If this be elitism, let me make the most of it. The number of musicians who are truly great as both singers and instrumentalists is dauntingly small. If Kelly had cited Nat Cole or Shirley Horn on her website as paradigms, she’d be aiming as high as she ought to. But her vocal efforts so far show how much work she needs to do to be credible as a singer and to earn her listeners’ trust as an interpreter of song.

Yes, her pitch is secure, and that is a great blessing. But she needs a bigger column of air under her voice to project lyrics well, and she needs to develop a sense of drama to give her words real meaning. Otherwise, all she’s doing is giving the audience a stylistic break. This is something listeners might well enjoy in the moment, but it does nothing to advance her as an artist.

She performed the same vocal tunes at Scullers that are featured on her new CD, and neither justified inclusion in either context.

“Gone,” a tune she co-wrote with David L. Greenberg, is a pleasant enough bossa ditty, but it’s marred on the CD by Alexander’s melodica playing and in performance by Jason Palmer’s whistling. Why not have Palmer play the unisons off-mic on muted trumpet to give the tune some weight?

“People Time,” a Benny Carter tune with lyrics by Deborah Pearl, is just baffling.

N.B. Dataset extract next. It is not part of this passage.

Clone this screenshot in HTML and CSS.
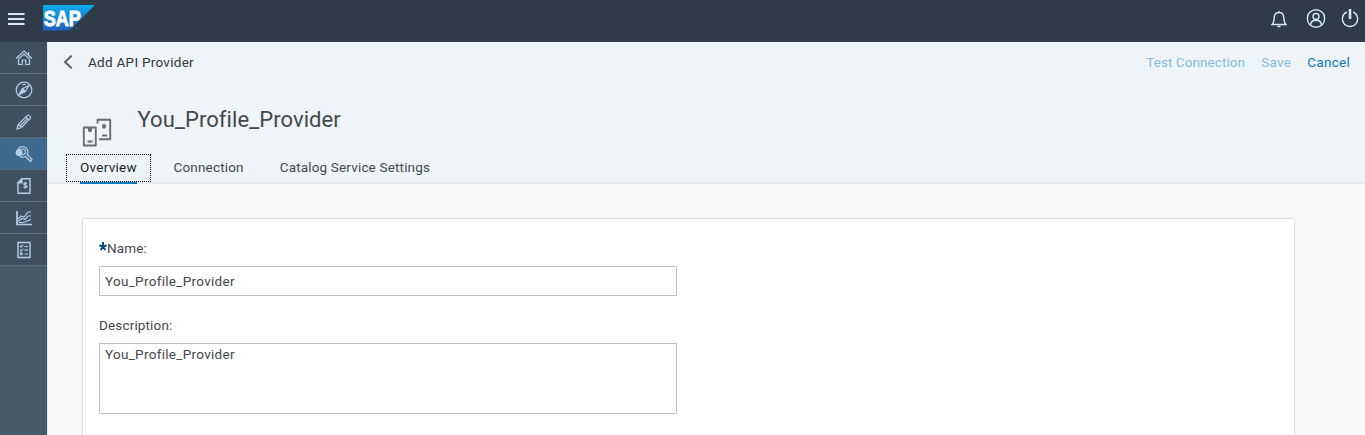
FILE: index.html
```html
<!DOCTYPE html>
<html lang="en">
<head>
<meta charset="utf-8">
<title>Add API Provider</title>
<link rel="stylesheet" href="styles.css">
</head>
<body>
<header class="shell">
  <div class="shell-left">
    <svg class="menu" width="17" height="12" viewBox="0 0 17 12"><path d="M0 1h16.500M0 6h16.500M0 11h16.500" stroke="#d1e8ff" stroke-width="2"/></svg>
    <svg class="logo" width="52" height="26" viewBox="0 0 52 26">
      <defs><linearGradient id="sap" x1="0" y1="0" x2="0" y2="1"><stop offset="0" stop-color="#08aeea"/><stop offset="1" stop-color="#1f5fbd"/></linearGradient></defs>
      <path d="M0 0h52L26.500 25.500H0z" fill="url(#sap)"/>
      <text x="0.800" y="20.600" class="logo-text" textLength="37" lengthAdjust="spacingAndGlyphs">SAP</text>
      <circle cx="34" cy="23.500" r="1.700" fill="#244a73"/>
    </svg>
  </div>
  <div class="shell-right">
    <svg width="16" height="18" viewBox="0 0 16 18" class="shell-icon"><path d="M1 14.500C3 13 3 11 3.200 7.500C3.400 4.300 5.200 2.500 8 2.500s4.600 1.800 4.800 5C13 11 13 13 15 14.500zM8 2.500V1M6.500 16.500h3"/></svg>
    <svg width="20" height="20" viewBox="0 0 20 20" class="shell-icon"><circle cx="10" cy="9.500" r="8.700"/><circle cx="10" cy="7.500" r="3"/><path d="M4.500 16c.3-3.200 2.300-4.700 5.500-4.700s5.200 1.500 5.500 4.700"/></svg>
    <svg width="18" height="20" viewBox="0 0 18 20" class="shell-icon"><path d="M5.800 3a7.600 7.600 0 1 0 6.400 0"/><path d="M9 0v10" stroke-width="2.600"/></svg>
  </div>
</header>
<div class="body">
  <nav class="side">
    <a class="item"><svg viewBox="0 0 18 18"><path d="M1 9.500L9 2l8 7.500M3.500 10L9 5l5.500 5M3.500 10v5.500h3.700V11h3.600v4.500h3.700V10M13.500 3v3"/></svg></a>
    <a class="item"><svg viewBox="0 0 18 18"><circle cx="9" cy="9" r="7.800"/><path d="M4 13.500l3.500-5.800L14 4.500l-3.500 5.800z"/><path d="M4 13.500l3.500-5.800 3 2.600z" fill="#b4cee8"/><path d="M7.500 3.500h3"/></svg></a>
    <a class="item"><svg viewBox="0 0 18 18"><path d="M2 16l1.200-4.500L12.500 2.200c1-.8 3.800 1.800 3 3L6.500 14.500zM11 4l3 3M3.200 11.500l3.300 3M5 13l8-8"/></svg></a>
    <a class="item active"><svg viewBox="0 0 18 18"><path d="M3 4.500C4 2.500 5.500 1.500 7.500 1.500a5.300 5.300 0 0 1 4.600 8l4.900 5-1.500 2-5.200-5c-2 1-4 .7-5.300-.2"/><path d="M6 4.200c3-1 5.200 1.300 4.200 3.800-.7 1.500-2 1.900-3.200 1.500"/><circle cx="4" cy="7.500" r="2.900" fill="#b4cee8"/></svg></a>
    <a class="item"><svg viewBox="0 0 18 18"><path d="M7 1.800h8v14.400H3V5.800z" stroke-width="1.400"/><path d="M3 5.800h4v-4z" fill="#b4cee8"/><path d="M12 6.500c-.8-1-3.300-.8-3.200.7.100 1.500 3.200.8 3.200 2.400 0 1.500-2.500 1.500-3.400.4M10.400 5v6.500"/></svg></a>
    <a class="item"><svg viewBox="0 0 18 18"><path d="M2 2v13.500h15" stroke-width="1.700"/><path d="M3 10l3-3 3 1 4-5h3M3 12.500l4-3 3 1 3-3.500h3M4 13.500h4l3-1 5-2"/></svg></a>
    <a class="item"><svg viewBox="0 0 18 18"><path d="M3 1.500h12v15H3z" stroke-width="1.400"/><path d="M9.500 5.500H13M9.500 9.200H13M9.500 13H13M5 5l1 1 2-2M5 9l1 1 2-2M5 11.500l2.500 2.500M7.500 11.500L5 14"/></svg></a>
  </nav>
  <main class="main">
    <div class="head">
      <div class="bar">
        <svg class="back" width="10" height="14" viewBox="0 0 10 14"><path d="M8.700 .7L2 7l6.700 6.300" fill="none" stroke="#5f6366" stroke-width="2"/></svg>
        <span class="crumb">Add API Provider</span>
        <span class="action dim test">Test Connection</span>
        <span class="action dim save">Save</span>
        <span class="action cancel">Cancel</span>
      </div>
      <div class="title-row">
        <svg class="obj" width="30" height="30" viewBox="0 0 30 30"><g fill="none" stroke="#6b6d6f" stroke-width="1.900" stroke-linejoin="round"><path d="M1.800 9.500h12v18h-12zM15.500 5.500V1.800h12.700v19.400H17M5.500 23.500h5M20 17.500h5"/></g><path d="M6 9.500h4v3.500l-2 1.500-2-1.500z" fill="#6b6d6f"/><ellipse cx="22" cy="8.300" rx="2" ry="2.500" fill="#6b6d6f"/></svg>
        <h1 class="title">You_Profile_Provider</h1>
      </div>
      <div class="tabs">
        <span class="tab selected"><span class="t-over">Overview</span></span>
        <span class="tab t-conn">Connection</span>
        <span class="tab t-cat">Catalog Service Settings</span>
      </div>
    </div>
    <section class="card">
      <label class="label"><svg class="star" width="8" height="9" viewBox="0 0 8 9"><path d="M4 0v4.500L.3 3.300M4 4.500l3.700-1.200M4 4.500L1.700 8M4 4.500L6.300 8" fill="none" stroke="#00468c" stroke-width="1.900"/></svg><span>Name:</span></label>
      <div class="field input">You_Profile_Provider</div>
      <label class="label second">Description:</label>
      <div class="field area">You_Profile_Provider</div>
    </section>
  </main>
</div>
</body>
</html>
```
FILE: styles.css
```css
* { box-sizing: border-box; }
body { margin: 0; height: 435px; overflow: hidden; font: 13.5px/20px Roboto, "Noto Sans", sans-serif; color: #44484b; background: #fafafa; }
svg { display: block; flex: none; }
.shell { height: 42px; background: #2f3c48; display: flex; justify-content: space-between; padding: 0 6px 0 8px; }
.shell-left { display: flex; padding-top: 5px; gap: 18px; }
.menu { margin-top: 8px; }
.logo-text { font: bold 22.5px "Liberation Sans", Arial, sans-serif; fill: #fff; stroke: #fff; stroke-width: 1px; }
.shell-right { display: flex; align-items: center; height: 37px; gap: 18px; }
.shell-right svg:last-child { margin-left: -3px; }
.shell-right svg:first-child { margin-right: 1.5px; }
.shell-icon { fill: none; stroke: #d1e8ff; stroke-width: 1.4; }
.body { display: flex; height: 393px; }
.side { width: 48px; flex: none; background: #475a6a; border-right: 1px solid #e3e6e8; }
.item { display: flex; align-items: center; justify-content: center; height: 32px; background: #3f5161; border-bottom: 1px solid #5a6d7d; padding-left: 1px; }
.item.active { background: #3f6a90; }
.item svg { width: 18px; height: 18px; fill: none; stroke: #b4cee8; stroke-width: 1.2; }
.main { flex: 1; min-width: 0; overflow: hidden; }
.head { height: 142px; background: #eff4f8; border-bottom: 2px solid #e7eaec; }
.bar { display: flex; align-items: center; height: 40px; padding: 0 15px; }
.crumb { margin-left: 15px; margin-right: auto; letter-spacing: .28px; color: #32363a; }
.action { color: #0a7abf; letter-spacing: .08px; }
.cancel { letter-spacing: .28px; }
.save { letter-spacing: .3px; }
.dim { color: #85bcdf; }
.test, .save { margin-right: 16px; }
.title-row { display: flex; height: 72px; padding: 25px 0 0 34px; }
.obj { margin-top: 11px; }
.title { margin: 0 0 0 25.5px; font-size: 22px; line-height: 26px; font-weight: 400; letter-spacing: .08px; color: #44484b; }
.tabs { display: flex; padding-left: 18px; }
.tab { height: 28px; line-height: 27px; letter-spacing: .17px; }
.selected { width: 85px; border: 1px dotted #000; padding: 0 13px; line-height: 25px; color: #222629; letter-spacing: .27px; }
.selected span { display: block; height: 29px; border-bottom: 2px solid #0a78bd; white-space: nowrap; }
.t-conn { margin-left: 22.5px; }
.t-cat { margin-left: 36px; }
.card { margin: 35px 71px 0 35px; height: 230px; padding: 19px 16px; background: #fff; box-shadow: 0 0 2px rgba(0,0,0,.35); }
.label { display: flex; height: 20px; letter-spacing: .15px; }
.star { margin-top: 4px; }
.field { width: 578px; border: 1px solid #bfbfbf; padding: 0 5px; letter-spacing: .3px; }
.input { height: 30px; margin-top: 8px; line-height: 29px; }
.second { margin-top: 19px; }
.area { height: 71px; margin-top: 8px; line-height: 21px; }
```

Benny’s melody is lovely, as his melodies always are, but Pearl’s lyric (printed for us to ponder at length in the liner notes to the CD) hasn’t a single memorable rhyme or beautiful image. (Example: “Like the scent of spring you linger on / Angels have no wings without your song”). I have no doubt that these sentiments of mourning for a deceased lover are heartfelt, but it would take a masterful singer to invest this text with meaning, and Kelly just isn’t up to it.

Grace Kelly hasn’t asked for my advice, but here it is anyway: stop singing until you study this craft and learn to do it well. Concentrate on taking your saxophone playing and tune interpretation to the next level by digging deeply into the work of great jazz composers who will push you harmonically and structurally—Tadd Dameron, Herbie Nichols, Wayne Shorter, Carla Bley.

And forge ahead, no matter what anyone says. Myself included.